From his expeditions throughout the midwest and from his many years as Indian agent in northern Michigan, it is evident nothing escaped the man. He collected many samples of the flora and wildlife, rocks and minerals which he sent to schools or other worthy institutions. He explored the caves of the area returning with relics of earlier civilizations. And finally, he kept complete records of the weather conditions of the Sault, giving us insight into the weather patterns of that area. These findings he shared with his fellow Americans in articles published by The American Journal of Science, American Geology as well as many other periodicals.

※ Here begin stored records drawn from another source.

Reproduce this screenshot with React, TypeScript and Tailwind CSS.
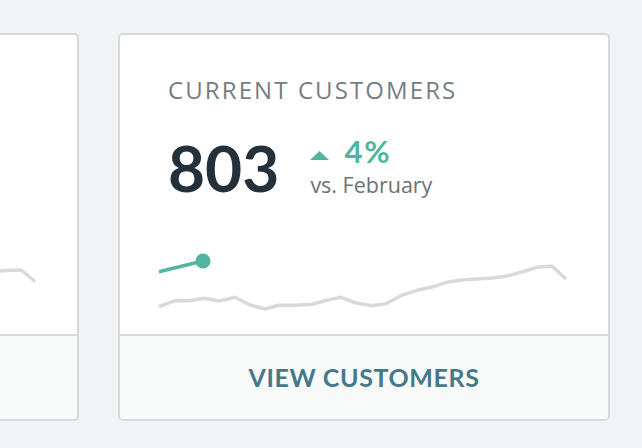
import React from 'react'

type Point = [number, number]

// sparkline coords are in the chart's own box (488 x 70)
const trendRight: Point[] = [
  [39, 57.7], [55, 51.7], [69, 51.7], [84, 49.3], [99, 52], [115, 48.3], [130, 56],
  [145, 60], [159, 56.3], [177, 56.3], [192, 55.3], [207, 51.3], [221, 48.3], [236, 54],
  [252, 56.7], [266, 54.7], [281, 46.7], [297, 41.3], [312, 38], [327, 33.3], [342, 31],
  [357, 30], [372, 29], [387, 27], [402, 23], [417, 18.3], [432, 17.3], [446, 30]
]

const trendLeft: Point[] = [
  [39, 50], [55, 46], [69, 48], [84, 44], [99, 47], [115, 42], [130, 49],
  [145, 52], [159, 50], [177, 47], [192, 49], [207, 45], [221, 41], [236, 44],
  [252, 47], [266, 43], [281, 38], [297, 35], [312, 33], [327, 30], [342, 29],
  [357, 28], [372, 27], [387, 25], [402, 23], [417, 21.5], [432, 21], [446, 32.5]
]

const toPoints = (pts: Point[]) => pts.map(([x, y]) => `${x},${y}`).join(' ')

const Sparkline: React.FC<{ data: Point[]; current: [Point, Point] }> = ({ data, current }) => (
  <svg width="488" height="70" viewBox="0 0 488 70" className="block">
    <polyline
      points={toPoints(data)}
      fill="none"
      stroke="#d7d9db"
      strokeWidth="3.5"
      strokeLinejoin="round"
    />
    <line
      x1={current[0][0]}
      y1={current[0][1]}
      x2={current[1][0]}
      y2={current[1][1]}
      stroke="#52b5a0"
      strokeWidth="3.5"
    />
    <circle cx={current[1][0]} cy={current[1][1]} r="7.5" fill="#52b5a0" />
  </svg>
)

const StatCard: React.FC<{
  label: string
  value: string
  change: string
  period: string
  action: string
  data: Point[]
  current: [Point, Point]
}> = ({ label, value, change, period, action, data, current }) => (
  <div className="w-[492px] shrink-0 rounded-[5px] border-2 border-[#d5dadd] bg-white overflow-hidden">
    <div className="h-[299px] pt-[41px] pl-[48px]">
      <p className="font-['Open_Sans',sans-serif] text-[24px] leading-[1.2] tracking-[2.1px] text-[#767d82] uppercase">
        {label}
      </p>
      <div className="mt-[31px] flex items-start">
        <span className="text-[64px] leading-none font-bold text-[#25313a]">{value}</span>
        <div className="ml-[31px]">
          <div className="flex items-end">
            <svg width="19" height="9" viewBox="0 0 19 9" className="mb-[7px]">
              <polygon points="9.5,0 19,9 0,9" fill="#52b5a0" />
            </svg>
            <span className="ml-[15px] text-[31px] leading-none font-bold tracking-[2px] text-[#52b5a0]">{change}</span>
          </div>
          <p className="mt-[5px] font-['Open_Sans',sans-serif] text-[21.5px] leading-[1.2] text-[#6c7378]">{period}</p>
        </div>
      </div>
      <div className="-ml-[48px] mt-[49px]">
        <Sparkline data={data} current={current} />
      </div>
    </div>
    <div className="h-[85px] border-t-2 border-[#d5dadd] bg-[#f8f9f9] flex items-center justify-center">
      <span className="text-[25px] font-bold tracking-[0.6px] text-[#44798a] uppercase">{action}</span>
    </div>
  </div>
)

const App: React.FC = () => {
  return (
    <div
      className="min-h-screen bg-[#f2f3f5] overflow-hidden"
      style={{ fontFamily: 'Lato, "Open Sans", sans-serif' }}
    >
      <div className="flex gap-[39px] pt-[33px] -ml-[413px]">
        <StatCard
          label="Monthly revenue"
          value="$24k"
          change="6%"
          period="vs. February"
          action="View revenue"
          data={trendLeft}
          current={[[39, 20], [83, 10]]}
        />
        <StatCard
          label="Current customers"
          value="803"
          change="4%"
          period="vs. February"
          action="View customers"
          data={trendRight}
          current={[[39, 22.7], [83, 12]]}
        />
      </div>
    </div>
  )
}

export default App
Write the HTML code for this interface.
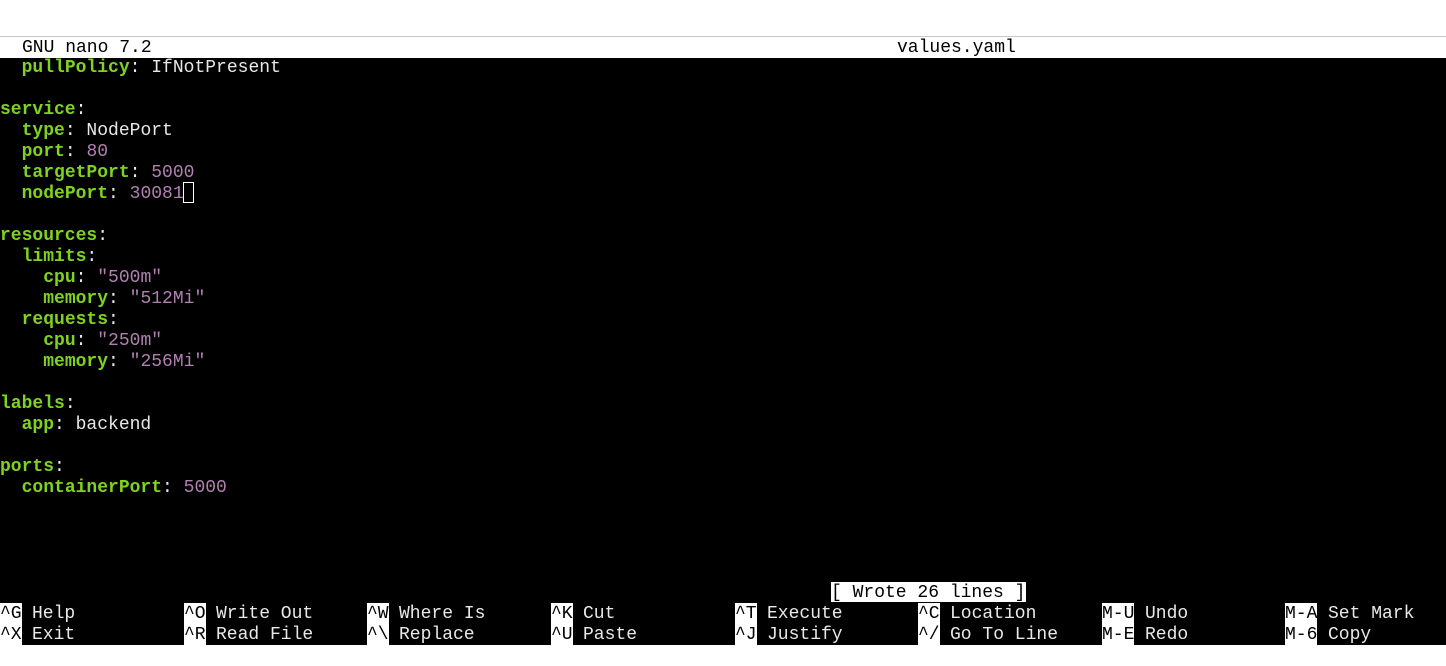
<!DOCTYPE html>
<html><head><meta charset="utf-8"><style>
body{margin:0;width:1446px;height:666px;background:#fff;position:relative;overflow:hidden;font-family:"Liberation Mono",monospace;font-size:18px;}
.hl{position:absolute;left:0;top:36px;width:1446px;height:1px;background:#c8c8c8}
.hdr{position:absolute;left:0;top:37px;width:1446px;height:21px;background:#fff;color:#000}
.term{position:absolute;left:0;top:58px;width:1446px;height:587px;background:#000}
.l{position:absolute;left:0;height:21px;line-height:21px;white-space:pre;color:#e8e8e8;top:1px}
.k{color:#7ed321;font-weight:bold}
.n{color:#b080b0}
.t{position:absolute;white-space:pre;line-height:21px;height:21px}
.sc{background:#fff;color:#000}
.cur{position:absolute;width:9px;height:19px;border:1px solid #fff;top:0px}
</style></head><body>
<div class="hl"></div>
<div class="hdr"><span class="t" style="left:22px;top:1px">GNU nano 7.2</span><span class="t" style="left:897px;top:1px">values.yaml</span></div>
<div class="term">
<div class="l" style="top:0px">  <span class="k">pullPolicy</span>: IfNotPresent</div>
<div class="l" style="top:42px"><span class="k">service</span>:</div>
<div class="l" style="top:63px">  <span class="k">type</span>: NodePort</div>
<div class="l" style="top:84px">  <span class="k">port</span>: <span class="n">80</span></div>
<div class="l" style="top:105px">  <span class="k">targetPort</span>: <span class="n">5000</span></div>
<div class="l" style="top:126px">  <span class="k">nodePort</span>: <span class="n">30081</span></div>
<div class="cur" style="left:183px;top:124px"></div>
<div class="l" style="top:168px"><span class="k">resources</span>:</div>
<div class="l" style="top:189px">  <span class="k">limits</span>:</div>
<div class="l" style="top:210px">    <span class="k">cpu</span>: <span class="n">"500m"</span></div>
<div class="l" style="top:231px">    <span class="k">memory</span>: <span class="n">"512Mi"</span></div>
<div class="l" style="top:252px">  <span class="k">requests</span>:</div>
<div class="l" style="top:273px">    <span class="k">cpu</span>: <span class="n">"250m"</span></div>
<div class="l" style="top:294px">    <span class="k">memory</span>: <span class="n">"256Mi"</span></div>
<div class="l" style="top:336px"><span class="k">labels</span>:</div>
<div class="l" style="top:357px">  <span class="k">app</span>: backend</div>
<div class="l" style="top:399px"><span class="k">ports</span>:</div>
<div class="l" style="top:420px">  <span class="k">containerPort</span>: <span class="n">5000</span></div>
<div class="t sc" style="left:831px;top:524px;width:195px;height:20px;line-height:22px">[ Wrote 26 lines ]</div>
</div>
<div style="position:absolute;left:0;top:603px;width:1446px;height:42px;color:#e8e8e8">
<span class="t sc" style="left:0;top:0;line-height:22px">^G</span><span class="t" style="left:32px;top:1px">Help</span>
<span class="t sc" style="left:0;top:21px;line-height:22px">^X</span><span class="t" style="left:32px;top:22px">Exit</span>
<span class="t sc" style="left:184px;top:0;line-height:22px">^O</span><span class="t" style="left:216px;top:1px">Write Out</span>
<span class="t sc" style="left:184px;top:21px;line-height:22px">^R</span><span class="t" style="left:216px;top:22px">Read File</span>
<span class="t sc" style="left:367px;top:0;line-height:22px">^W</span><span class="t" style="left:399px;top:1px">Where Is</span>
<span class="t sc" style="left:367px;top:21px;line-height:22px">^\</span><span class="t" style="left:399px;top:22px">Replace</span>
<span class="t sc" style="left:551px;top:0;line-height:22px">^K</span><span class="t" style="left:583px;top:1px">Cut</span>
<span class="t sc" style="left:551px;top:21px;line-height:22px">^U</span><span class="t" style="left:583px;top:22px">Paste</span>
<span class="t sc" style="left:735px;top:0;line-height:22px">^T</span><span class="t" style="left:767px;top:1px">Execute</span>
<span class="t sc" style="left:735px;top:21px;line-height:22px">^J</span><span class="t" style="left:767px;top:22px">Justify</span>
<span class="t sc" style="left:918px;top:0;line-height:22px">^C</span><span class="t" style="left:950px;top:1px">Location</span>
<span class="t sc" style="left:918px;top:21px;line-height:22px">^/</span><span class="t" style="left:950px;top:22px">Go To Line</span>
<span class="t sc" style="left:1102px;top:0;line-height:22px">M-U</span><span class="t" style="left:1145px;top:1px">Undo</span>
<span class="t sc" style="left:1102px;top:21px;line-height:22px">M-E</span><span class="t" style="left:1145px;top:22px">Redo</span>
<span class="t sc" style="left:1285px;top:0;line-height:22px">M-A</span><span class="t" style="left:1328px;top:1px">Set Mark</span>
<span class="t sc" style="left:1285px;top:21px;line-height:22px">M-6</span><span class="t" style="left:1328px;top:22px">Copy</span>
</div>
</body></html>
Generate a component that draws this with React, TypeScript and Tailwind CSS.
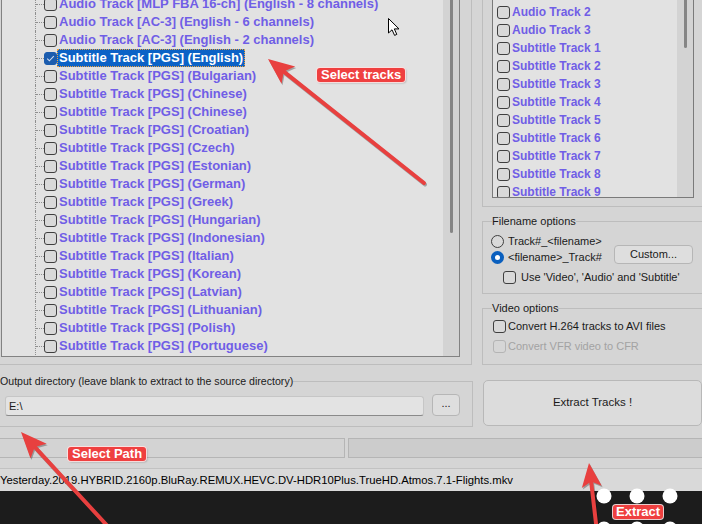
import React from "react";

const LEFT = [
  "Audio Track [MLP FBA 16-ch] (English - 8 channels)",
  "Audio Track [AC-3] (English - 6 channels)",
  "Audio Track [AC-3] (English - 2 channels)",
  "Subtitle Track [PGS] (English)",
  "Subtitle Track [PGS] (Bulgarian)",
  "Subtitle Track [PGS] (Chinese)",
  "Subtitle Track [PGS] (Chinese)",
  "Subtitle Track [PGS] (Croatian)",
  "Subtitle Track [PGS] (Czech)",
  "Subtitle Track [PGS] (Estonian)",
  "Subtitle Track [PGS] (German)",
  "Subtitle Track [PGS] (Greek)",
  "Subtitle Track [PGS] (Hungarian)",
  "Subtitle Track [PGS] (Indonesian)",
  "Subtitle Track [PGS] (Italian)",
  "Subtitle Track [PGS] (Korean)",
  "Subtitle Track [PGS] (Latvian)",
  "Subtitle Track [PGS] (Lithuanian)",
  "Subtitle Track [PGS] (Polish)",
  "Subtitle Track [PGS] (Portuguese)",
];

const RIGHT = [
  "Audio Track 2",
  "Audio Track 3",
  "Subtitle Track 1",
  "Subtitle Track 2",
  "Subtitle Track 3",
  "Subtitle Track 4",
  "Subtitle Track 5",
  "Subtitle Track 6",
  "Subtitle Track 7",
  "Subtitle Track 8",
  "Subtitle Track 9",
];

function Box({ checked = false, disabled = false }: { checked?: boolean; disabled?: boolean }) {
  if (checked) {
    return (
      <div className="flex h-[13px] w-[13px] shrink-0 items-center justify-center rounded-[3px] border border-[#1b5cae] bg-[#1b5cae]">
        <svg width="11" height="11" viewBox="0 0 11 11">
          <path d="M2.2 5.6 L4.4 7.8 L8.8 3.2" fill="none" stroke="#cfdcf0" strokeWidth="1.1" />
        </svg>
      </div>
    );
  }
  if (disabled) {
    return <div className="h-[13px] w-[13px] shrink-0 rounded-[3px] border border-[#b4b4b4] bg-[#d6d6d6]" />;
  }
  return <div className="h-[13px] w-[13px] shrink-0 rounded-[3px] border border-[#3f3f3f] bg-[#d9d9d9]" />;
}

function Arrow({ tx, ty, sx, sy, L = 26, W = 11 }: { tx: number; ty: number; sx: number; sy: number; L?: number; W?: number }) {
  const dx = tx - sx;
  const dy = ty - sy;
  const len = Math.hypot(dx, dy);
  const ux = dx / len;
  const uy = dy / len;
  const nx = -uy;
  const ny = ux;
  const bx = tx - L * ux;
  const by = ty - L * uy;
  const pts = [
    [tx, ty],
    [bx + W * nx, by + W * ny],
    [tx - 0.78 * L * ux, ty - 0.78 * L * uy],
    [bx - W * nx, by - W * ny],
  ]
    .map((p) => p.join(","))
    .join(" ");
  const ex = tx - 0.7 * L * ux;
  const ey = ty - 0.7 * L * uy;
  return (
    <g>
      <g transform="translate(1,1.5)" opacity="0.28">
        <line x1={sx} y1={sy} x2={ex} y2={ey} stroke="#000" strokeWidth="4" strokeLinecap="round" />
        <polygon points={pts} fill="#000" />
      </g>
      <line x1={sx} y1={sy} x2={ex} y2={ey} stroke="#e8403f" strokeWidth="4" strokeLinecap="round" />
      <polygon points={pts} fill="#e8403f" />
    </g>
  );
}

export default function App() {
  return (
    <div className="relative h-[524px] w-[702px] overflow-hidden bg-[#d5d5d5] font-['Liberation_Sans',Arial,sans-serif] text-[11px] text-[#1a1a1a]">
      {/* top row */}
      <div className="flex h-[365px]">
        {/* left container */}
        <div className="h-[365px] w-[472px] shrink-0 border-r border-b border-[#bdbdbd]">
          <div className="ml-[1px] flex h-[357px] w-[459px] overflow-hidden border-x border-b border-[#828282] bg-[#e2e2e2]">
            <div className="flex-1 overflow-hidden">
              <div className="-mt-[5px] flex flex-col">
                {LEFT.map((t, i) => {
                  const sel = i === 3;
                  return (
                    <div key={i} className="flex h-[18px] shrink-0 items-center">
                      <div className="w-[33px] shrink-0" />
                      <div className="flex h-full w-[9px] shrink-0 items-center border-l border-dotted border-[#8f8f8f]">
                        <div className="w-full border-t border-dotted border-[#8f8f8f]" />
                      </div>
                      <Box checked={sel} />
                      <span
                        className={
                          sel
                            ? "flex h-[18px] items-center whitespace-nowrap border border-dotted border-[#f0a23c] bg-[#0b62c6] px-[1px] text-[13px] font-bold text-white"
                            : "flex h-[18px] items-center whitespace-nowrap border border-transparent px-[1px] text-[13px] font-bold text-[#705ee6]"
                        }
                      >
                        {t}
                      </span>
                    </div>
                  );
                })}
              </div>
            </div>
            <div className="flex w-[16px] shrink-0 justify-center bg-[#d3d3d3]">
              <div className="h-[233px] w-[3px] rounded-b-full bg-[#858585]" />
            </div>
          </div>
        </div>

        {/* right container */}
        <div className="flex-1 overflow-visible pl-[10px]">
          <div className="flex h-[207px] w-[240px] flex-col justify-end border-l border-b border-[#bdbdbd] pl-[9px] pb-[8px]">
            <div className="flex h-[198px] w-[202px] overflow-hidden border-x border-b border-[#7a7a7a] bg-[#e2e2e2]">
              <div className="flex-1 overflow-hidden pt-[3px]">
                {RIGHT.map((t, i) => (
                  <div key={i} className="flex h-[18px] items-center pl-[4px]">
                    <Box />
                    <span className="ml-[2px] whitespace-nowrap text-[12px] font-bold text-[#705ee6]">{t}</span>
                  </div>
                ))}
              </div>
              <div className="flex w-[16px] shrink-0 justify-center bg-[#d3d3d3]">
                <div className="h-[48px] w-[3px] rounded-b-full bg-[#858585]" />
              </div>
            </div>
          </div>

          <fieldset className="mt-[8px] h-[79px] w-[240px] border border-[#bdbdbd]">
            <legend className="ml-[9px] px-0 text-[11px] leading-[13px]">Filename options</legend>
            <div className="flex flex-col pl-[8px] pt-[5px]">
              <div className="flex h-[16px] items-center">
                <div className="h-[13px] w-[13px] rounded-full border border-[#3f3f3f] bg-[#d9d9d9]" />
                <span className="ml-[4px] whitespace-nowrap">Track#_&lt;filename&gt;</span>
              </div>
              <div className="flex h-[16px] items-center">
                <div className="flex h-[13px] w-[13px] items-center justify-center rounded-full bg-[#0a5fbe]">
                  <div className="h-[5px] w-[5px] rounded-full bg-white" />
                </div>
                <span className="ml-[4px] w-[106px] whitespace-nowrap">&lt;filename&gt;_Track#</span>
                <div className="mb-[5px] flex h-[19px] w-[79px] items-center justify-center rounded-[4px] border border-[#b6b6b6] bg-[#dedede]">
                  Custom...
                </div>
              </div>
              <div className="mt-[4px] flex h-[16px] items-center pl-[12px]">
                <Box />
                <span className="ml-[5px] whitespace-nowrap">Use 'Video', 'Audio' and 'Subtitle'</span>
              </div>
            </div>
          </fieldset>

          <fieldset className="mt-[8px] h-[63px] w-[240px] border border-[#bdbdbd]">
            <legend className="ml-[9px] px-0 text-[11px] leading-[13px]">Video options</legend>
            <div className="flex flex-col pl-[10px] pt-[3px]">
              <div className="flex h-[16px] items-center">
                <Box />
                <span className="ml-[2px] whitespace-nowrap">Convert H.264 tracks to AVI files</span>
              </div>
              <div className="mt-[4px] flex h-[16px] items-center">
                <Box disabled />
                <span className="ml-[2px] whitespace-nowrap text-[#a3a3a3]">Convert VFR video to CFR</span>
              </div>
            </div>
          </fieldset>
        </div>
      </div>

      {/* output row */}
      <div className="flex h-[73px] items-start">
        <fieldset className="-ml-[9px] mt-[10px] h-[52px] w-[482px] shrink-0 border border-[#bdbdbd]">
          <legend className="ml-[8px] px-0 text-[10.6px] leading-[13px]">
            Output directory (leave blank to extract to the source directory)
          </legend>
          <div className="flex items-end pl-[13px] pt-[6px]">
            <div className="flex h-[20px] w-[419px] items-center rounded-[3px] border border-[#c6c6c6] border-b-[#8a8a8a] bg-[#e3e3e3] pl-[3px]">
              E:\
            </div>
            <div className="ml-[8px] flex h-[22px] w-[28px] items-center justify-center rounded-[4px] border border-[#b6b6b6] bg-[#dedede] pb-[3px]">
              ...
            </div>
          </div>
        </fieldset>
        <div className="ml-[10px] mt-[15px] flex h-[46px] w-[219px] shrink-0 items-center justify-center rounded-[5px] border border-[#b8b8b8] bg-[#dcdcdc] text-[11.5px]">
          Extract Tracks !
        </div>
      </div>

      {/* progress bars */}
      <div className="flex h-[20px]">
        <div className="-ml-[5px] h-[20px] w-[350px] shrink-0 border border-[#b5b5b5] bg-[#d3d3d3]" />
        <div className="ml-[3px] h-[20px] w-[360px] shrink-0 border border-[#b5b5b5] bg-[#cccccc]" />
      </div>

      {/* status bar */}
      <div className="mt-[10px] flex h-[23px] items-center border-t border-[#c2c2c2] bg-[#d9d9d9] text-[11.3px] text-black">
        <span className="whitespace-nowrap">
          Yesterday.2019.HYBRID.2160p.BluRay.REMUX.HEVC.DV-HDR10Plus.TrueHD.Atmos.7.1-Flights.mkv
        </span>
      </div>

      {/* dark bottom */}
      <div className="h-[33px] bg-[#1c1c1c]" />

      {/* annotations overlay */}
      <svg className="pointer-events-none absolute left-0 top-0" width="702" height="524" viewBox="0 0 702 524">
        <circle cx="604" cy="496" r="7.5" fill="#fff" />
        <circle cx="637" cy="496" r="7.5" fill="#fff" />
        <circle cx="670" cy="496" r="7.5" fill="#fff" />
        <circle cx="604" cy="529" r="7.5" fill="#fff" />
        <circle cx="637" cy="529" r="7.5" fill="#fff" />
        <circle cx="670" cy="529" r="7.5" fill="#fff" />
        <Arrow tx={268} ty={59} sx={424} sy={183} />
        <Arrow tx={21} ty={432} sx={113} sy={532} />
        <Arrow tx={589} ty={463} sx={597} sy={532} L={24} W={10} />
        <path
          d="M388.5 18.5 L388.5 33 L392 29.8 L394.6 35.4 L396.8 34.4 L394.3 28.9 L399 28.9 Z"
          fill="#fff"
          stroke="#000"
          strokeWidth="1"
          strokeLinejoin="miter"
        />
      </svg>

      <div className="absolute left-[317px] top-[68px] rounded-[3px] bg-[#ef4040] px-[4px] text-[13px] font-bold leading-[14px] text-white shadow-[0_0_0_1px_rgba(255,225,225,0.9),1px_1px_2px_rgba(0,0,0,0.35)]">
        Select tracks
      </div>
      <div className="absolute left-[68px] top-[447px] rounded-[3px] bg-[#ef4040] px-[4px] text-[13px] font-bold leading-[14px] text-white shadow-[0_0_0_1px_rgba(255,225,225,0.9),1px_1px_2px_rgba(0,0,0,0.35)]">
        Select Path
      </div>
      <div className="absolute left-[613px] top-[505px] rounded-[3px] bg-[#ef4040] px-[3px] text-[13px] font-bold leading-[14px] text-white shadow-[0_0_0_1px_rgba(255,225,225,0.9),1px_1px_2px_rgba(0,0,0,0.35)]">
        Extract
      </div>
    </div>
  );
}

Henry Rowe Schoolcraft, writer, historian, scientist, educator, was a credit to Michigan and to his country. Today there are large quantities of his work preserved at the Library of Congress and at The Smithsonian Institute. Here in Michigan the man’s work can be found in the Burton Collection of the Detroit Public Library and at the University of Michigan and at Sault Ste. Marie. A Historical Society of Michigan has restored Schoolcraft’s home to the original condition of the time when he occupied it. We cannot judge Schoolcraft as a great scholar or as a great representative of American scholarship but as a great representative of the American spirit that made American scholarship and eventual reality. For his was a poor scholastic background, but he was a true scholar. “No man ever had more love of learning or belief in it or vision for it or courage or worked more tirelessly in its behalf.”